Shame makes people embarrassed at best, and insulted and defensive at worse.

Digging my heels in and shaming my callous opponent won’t help, and feeds into the myth of the “holier than thou” leftist. You might genuinely believe you’re a better person, but unlike someone who is right-wing individualistic, it won’t make you happier. The ultimate goal is to agree, not to win at moral point-scoring.

In reponse, the other person is likely to take the opportunity to shame you in return, and defend their beliefs against yours. Once you’re in conflict, you’ve been drawn in and any small amount of discomfort or embarassment you caused the other person is likely to be undone by their defense.

In the best case scenario, you might be able to shame someone into appearing Left, but unless they find a positive reason to stay left-wing, their views will return once the shame dies down.

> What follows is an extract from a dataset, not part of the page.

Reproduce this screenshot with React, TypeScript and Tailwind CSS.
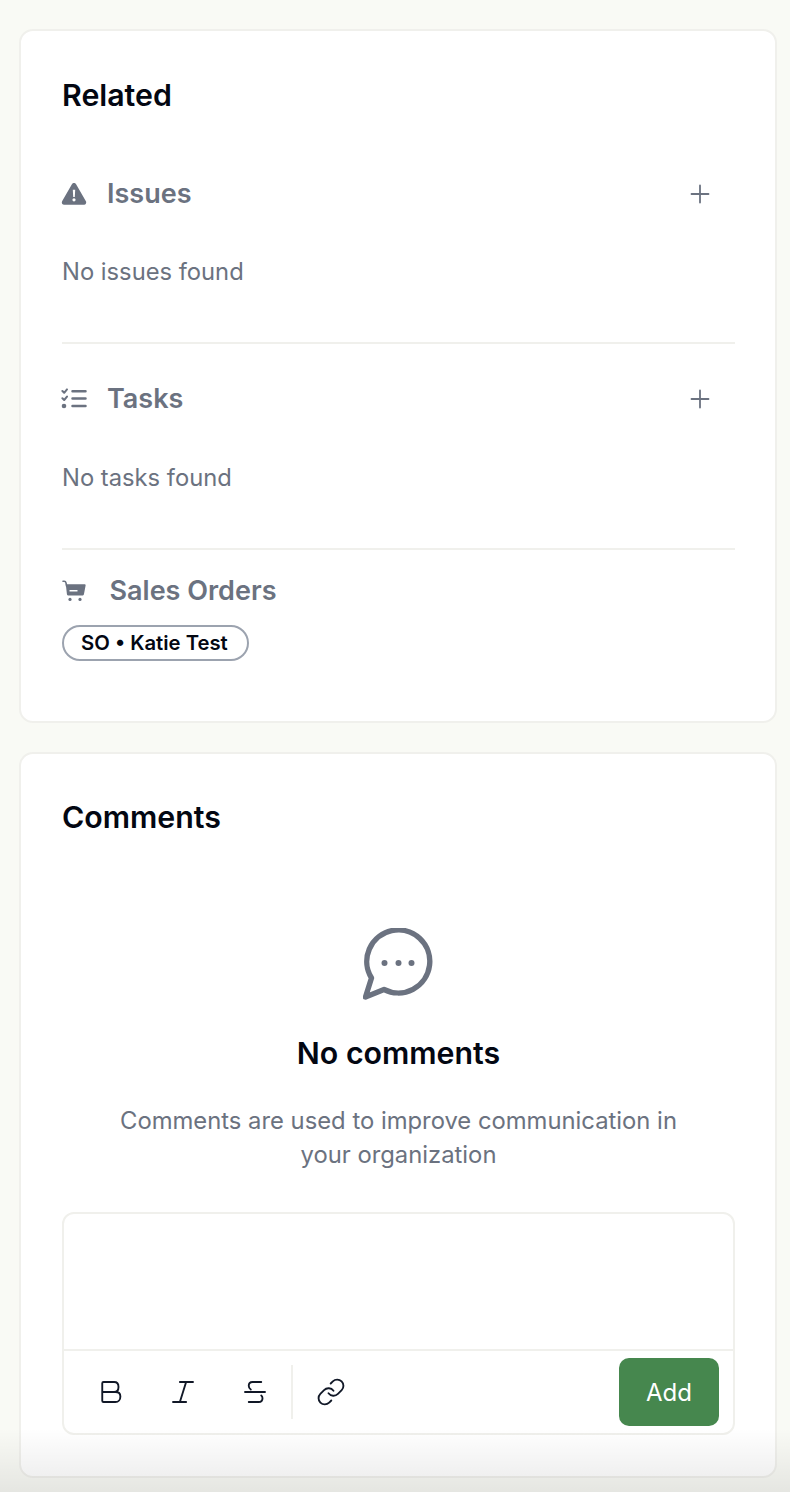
const PlusIcon = () => (
    <svg width="24" height="24" viewBox="0 0 24 24" fill="none" stroke="#6b7280" strokeWidth="1.8" strokeLinecap="round">
        <path d="M12 3.5V20.5M3.5 12H20.5" />
    </svg>
)

const WarningIcon = () => (
    <svg className="-ml-px" width="26" height="24" viewBox="0 0 26 24">
        <path fillRule="evenodd" fill="#6b7280" d="M10.9 2.2C11.8.6 14.2.6 15.1 2.2L24.9 19.2C25.8 20.8 24.6 22.8 22.8 22.8H3.2C1.4 22.8.2 20.8 1.1 19.2L10.9 2.2ZM11.8 7.8H14.2L13.8 15H12.2L11.8 7.8ZM13 16.2A1.6 1.6 0 1 1 13 19.4A1.6 1.6 0 1 1 13 16.2Z" />
    </svg>
)

const TasksIcon = () => (
    <svg className="-ml-px" width="26" height="22" viewBox="0 0 26 22" fill="none" stroke="#6b7280" strokeLinecap="round" strokeLinejoin="round">
        <path strokeWidth="2" d="M1.4 3L3.2 4.8L6 1.4M1.4 10.2L3.2 12L6 8.6" />
        <path strokeWidth="2.5" d="M11.5 3.2H24.5M11.5 10.6H24.5M11.5 18H24.5" />
        <circle cx="3" cy="18" r="2.3" fill="#6b7280" stroke="none" />
    </svg>
)

const CartIcon = () => (
    <svg width="24" height="22" viewBox="0 0 24 22">
        <path fill="none" stroke="#6b7280" strokeWidth="1.6" strokeLinecap="round" d="M1 1.2H2.2C3.2 1.2 3.8 1.8 4 2.8L4.6 6" />
        <path fillRule="evenodd" fill="#6b7280" d="M3.8 4.2H22.6C23.4 4.2 23.8 4.8 23.6 5.6L22 14C21.8 15 21 15.6 20 15.6H6.8C5.8 15.6 5 15 4.9 14L3.8 4.2ZM7.5 10V11.6H15.5V10H7.5Z" />
        <circle cx="8" cy="19.4" r="1.6" fill="#6b7280" />
        <circle cx="18" cy="19.4" r="1.6" fill="#6b7280" />
    </svg>
)

const CommentIcon = () => (
    <svg width="72" height="72" viewBox="0 0 72 72" fill="none" stroke="#6b7280" strokeWidth="5.4" strokeLinecap="round" strokeLinejoin="round">
        <path d="M21 61.5A31.5 31.5 0 1 0 8.5 50L2.5 69Z" />
        <circle cx="21.5" cy="35" r="3" fill="#6b7280" stroke="none" />
        <circle cx="35.5" cy="35" r="3" fill="#6b7280" stroke="none" />
        <circle cx="48.5" cy="35" r="3" fill="#6b7280" stroke="none" />
    </svg>
)

const BoldIcon = () => (
    <svg width="30" height="30" viewBox="0 0 24 24" fill="none" stroke="#111827" strokeWidth="1.5" strokeLinecap="round" strokeLinejoin="round">
        <path d="M5 12H15.5C18 12 19.5 13.5 19.5 15.5C19.5 18 18 20 15.5 20H6C5.4 20 5 19.6 5 19V5C5 4.4 5.4 4 6 4H14.5C16.8 4 18 5.6 18 8C18 10.2 16.8 12 14.5 12" />
    </svg>
)

const ItalicIcon = () => (
    <svg width="30" height="30" viewBox="0 0 24 24" fill="none" stroke="#111827" strokeWidth="1.5" strokeLinecap="round">
        <path d="M9.5 4H20M4 20H14.5M14.5 4L9.5 20" />
    </svg>
)

const StrikeIcon = () => (
    <svg width="30" height="30" viewBox="0 0 24 24" fill="none" stroke="#111827" strokeWidth="1.5" strokeLinecap="round" strokeLinejoin="round">
        <path d="M4 12H20M17 4H10C8 4 7 5.2 7 7C7 8.4 7.6 9.4 8.6 10M7 20H15C17 20 18 18.8 18 17C18 16 17.7 15.3 17 14.8" />
    </svg>
)

const LinkIcon = () => (
    <svg width="30" height="30" viewBox="0 0 24 24" fill="none" stroke="#111827" strokeWidth="1.5" strokeLinecap="round" strokeLinejoin="round">
        <path d="M10 13a5 5 0 0 0 7.54.54l3-3a5 5 0 0 0-7.07-7.07l-1.72 1.71" />
        <path d="M14 11a5 5 0 0 0-7.54-.54l-3 3a5 5 0 0 0 7.07 7.07l1.71-1.71" />
    </svg>
)

const Card = ({ children, className }: { children: React.ReactNode; className: string }) => (
    <div className={`bg-white border-2 border-[#f0f0ec] rounded-[14px] pl-[41px] pr-[40px] ${className}`}>
        {children}
    </div>
)

const App = () => {
    return (
        <div className="relative h-[1492px] overflow-hidden bg-[#f9faf5] pl-[19px] pr-[13px] pt-[29px] font-['Inter',sans-serif]">
            <Card className="h-[694px] pt-[46px]">
                <h2 className="text-[30.3px] leading-[36px] font-semibold text-[#030712]">Related</h2>

                <div className="mt-[63px] flex h-[36px] items-center justify-between pr-[23px]">
                    <div className="flex items-center gap-[20px]">
                        <WarningIcon />
                        <span className="text-[27px] leading-[36px] font-semibold text-[#6b7280]">Issues</span>
                    </div>
                    <PlusIcon />
                </div>
                <p className="mt-[44px] text-[23.75px] leading-[32px] text-[#6b7280]">No issues found</p>
                <div className="mt-[54px] border-t-2 border-[#f0f0ec]" />

                <div className="mt-[37px] flex h-[36px] items-center justify-between pr-[23px]">
                    <div className="flex items-center gap-[20px]">
                        <TasksIcon />
                        <span className="text-[27px] leading-[36px] font-semibold text-[#6b7280]">Tasks</span>
                    </div>
                    <PlusIcon />
                </div>
                <p className="mt-[45px] text-[23.75px] leading-[32px] text-[#6b7280]">No tasks found</p>
                <div className="mt-[54px] border-t-2 border-[#f0f0ec]" />

                <div className="mt-[23px] flex h-[36px] items-center gap-[23.5px]">
                    <CartIcon />
                    <span className="text-[27px] leading-[36px] font-semibold text-[#6b7280]">Sales Orders</span>
                </div>
                <div className="mt-[16px] flex">
                    <span className="rounded-full border-2 border-[#9ca3af] pl-[17px] pr-[19px] py-[1px] text-[20.3px] leading-[30px] font-semibold text-[#030712]">
                        SO • Katie Test
                    </span>
                </div>
            </Card>

            <Card className="mt-[29px] h-[726px] pt-[45px]">
                <h2 className="text-[30.3px] leading-[36px] font-semibold text-[#030712]">Comments</h2>

                <div className="mt-[93px] flex flex-col items-center">
                    <CommentIcon />
                    <h3 className="mt-[33px] text-[30.3px] leading-[40px] font-semibold text-[#030712]">No comments</h3>
                    <p className="mt-[31px] w-[600px] text-center text-[23.8px] leading-[34px] text-[#6b7280]">
                        Comments are used to improve communication in your organization
                    </p>
                </div>

                <div className="mt-[40px] rounded-[12px] border-2 border-[#f0f0ec]">
                    <div className="h-[135px]" />
                    <div className="flex h-[84px] items-center justify-between border-t-2 border-[#f0f0ec] pl-[32px] pr-[14px]">
                        <div className="flex items-center">
                            <div className="flex items-center gap-[42px] pr-[21px]">
                                <BoldIcon />
                                <ItalicIcon />
                                <StrikeIcon />
                            </div>
                            <div className="h-[54px] border-l-2 border-[#f0f0ec]" />
                            <div className="pl-[23px]"><LinkIcon /></div>
                        </div>
                        <button className="h-[68px] w-[100px] rounded-[10px] bg-[#46874e] pt-[1px] text-[24px] font-normal text-white">Add</button>
                    </div>
                </div>
            </Card>

            <div className="pointer-events-none absolute inset-x-0 bottom-0 h-[64px] bg-gradient-to-t from-black/8 to-transparent" />
        </div>
    )
}

export default App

3. Creating a False Peace by Agreeing to Compromise

Why it doesn’t work: Because abandoning your morals to make friends with the enemy isn’t the same as reaching true peace.

This doesn’t need to be explained, but it’s why people are distrusting of “centrists” – this middle ground is political “no man’s land”. It’s still part of a battle field and isn’t a true solution.

4. The True Option – Empathy

This leaves only one option – learn and feel.

We must accept that there are different point of views, without embracing them or scorning them. Views on their own are not harmful – it’s actions surrounding these views that cause trouble.

Micro-aggressions towards people based on ethnicity, voting for exclusionary politics, supporting corrupt companies – these make a difference.

Despite this, not everyone has the thick armour of privilege or time to spend on learning from differences, and we’re not obliged to hear every view out. No one is entitled to lecture you, especially if it’s about harming you and people you care about. It’s not weak to walk away from harm, and it’s mind-games to suggest otherwise.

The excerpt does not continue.